A capital da Gronelândia é a forma perfeita de perceber a verdadeira dimensão do território. Se Nanortalik era apenas uma pequena povoação perdida no sul, escondida por montanhas e com acesso remotos, Nuuk não tem desculpas hipotéticas.

Nanortalik podia ser algo que todos os maiores e mais populosos países do mundo têm: locais remotos, de difícil acesso e com pouco para mostrar. Mas Nuuk tem de ser visto aos olhos de Lisboa, Washinghton, Paris, Londres ou Tóquio. Bom, talvez a comparação seja injusta. Coloquemo-la na órbita de Tallinn, Riga, talvez até Vaduz.

Nuuk não é uma pequena capital de um pequeno território. É um ponto nevrálgico de uma área capaz de fazer envergonhar muitos países europeus. E, no final, Nuuk chega apenas para nos confirmar quão inóspita e distante a Gronelândia consegue ser.

Com várias montanhas como cenário de fundo, Nuuk nasceu na costa ocidental do território e está muito mais aberta ao mar. Ao fundo, de perder de vista, resistem inúmeras formações rochosas que emergem por cima da superfície e permanecem intocáveis pela vida humana (ou pelo menos assim parece).

As montanhas de Nuuk

Começa por ser difícil de compreender. Perdemo-nos nas vantagens e desvantagens de ter visitado Nanortalik antes e torna-se impossível fugir às comparações. É maior, sem dúvida. O porto tem muito mais movimento. Há mais carros, mais estradas, há passadeiras e até… semáforos. Há prédios, algo que em Nanortalik só conseguimos mesmo ver na escola - um edifício com extraordinários três pisos.

A costa é mais apaixonante. Pelo mar a perder de vista recortado pelo cinzento das montadas e pela sucessão de pequenas baías, com rochas coloridas em vez de areia e alguns icebergues que teimam em manter-se por perto. A zona mais moderna de Nuuk mantém-se distante e aqui temos apenas as casas mais pitorescas, a natureza, a vontade de fechar os olhos, sentir a brisa (gélida) na pele e andar.

Passear pela costa nem sempre é fácil mas tudo se torna mais simples com um passadiço de madeira que nos permite andar durante centenas de metros até termos a mesma vista que Hans Egede, um explorador que Noruega e Dinamarca reivindicam como seu, teve quando decidiu atracar há demasiados séculos. Não foi uma descoberta - o povo inuit há muito que lá vivia - mas marcou uma nova era para a Gronelândia.

Vista dos passadiços de madeira sobre o centro de Nuuk

É impossível fugir a Hans Egede em Nuuk.
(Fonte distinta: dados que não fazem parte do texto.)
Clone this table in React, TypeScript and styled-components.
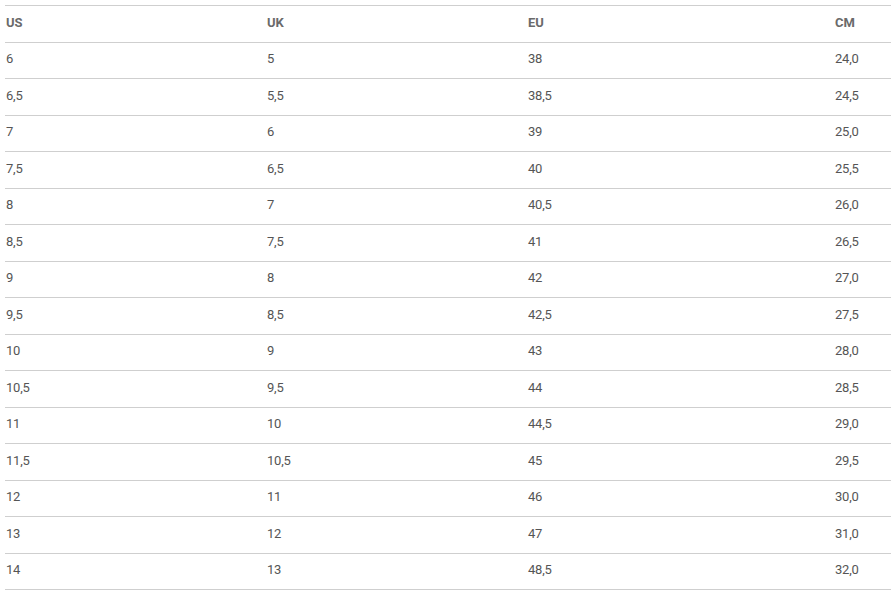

Desde a casa onde viveu ao nome de uma das principais ruas da cidade, passando por uma estátua erigida no topo de uma colina e da qual se tem uma vista privilegiada, há margem para tudo. O próprio museu nacional está a poucos metros e abre-nos a porta para a história nativa e colonizada da Gronelândia, dos povos que por lá passaram, dos hábitos, da abertura ao mundo e, entre outras coisas, da exportação de peixe salgado para… Portugal.

Nuuk pode estar munida com outro tipo de infraestruturas - também tem um centro cultural, um centro comercial com cerca de vinte lojas distribuídas por dois pisos e até uma biblioteca facílima de encontrar, tal a concentração de dezenas de turistas à porta a aproveitar o único ponto de wi-fi gratuito -, mas mantém a filosofia de Nanortalik. Mais do que por qualquer outra coisa, vale pelo que nos mostra, ao olho nu, desde as montanhas às casas coloridas, passando pelas ruas inclinadas e… um campo de futebol que, mais uma vez, está perfeitamente enquadrado no cenário.

Campo de futebol em Nuuk

São as pequenas coisas que nos fazem perceber que Nuuk é Gronelândia e não apenas uma pequena cidade na Escandinávia. O tal campo de futebol (na verdade são dois, sintéticos recentes, de boa qualidade, um maior e outro mais pequeno) tem quatro bolas perdidas pelas linhas laterais para quem quiser aparecer e jogar (curiosamente, o campeonato nacional começaria ali na semana seguinte à nossa visita). Pelas ruas, notamos também uma tendência para trampolins nos quintais e parques infantis, e bicicletas de todo o tipo caídas junto às portas.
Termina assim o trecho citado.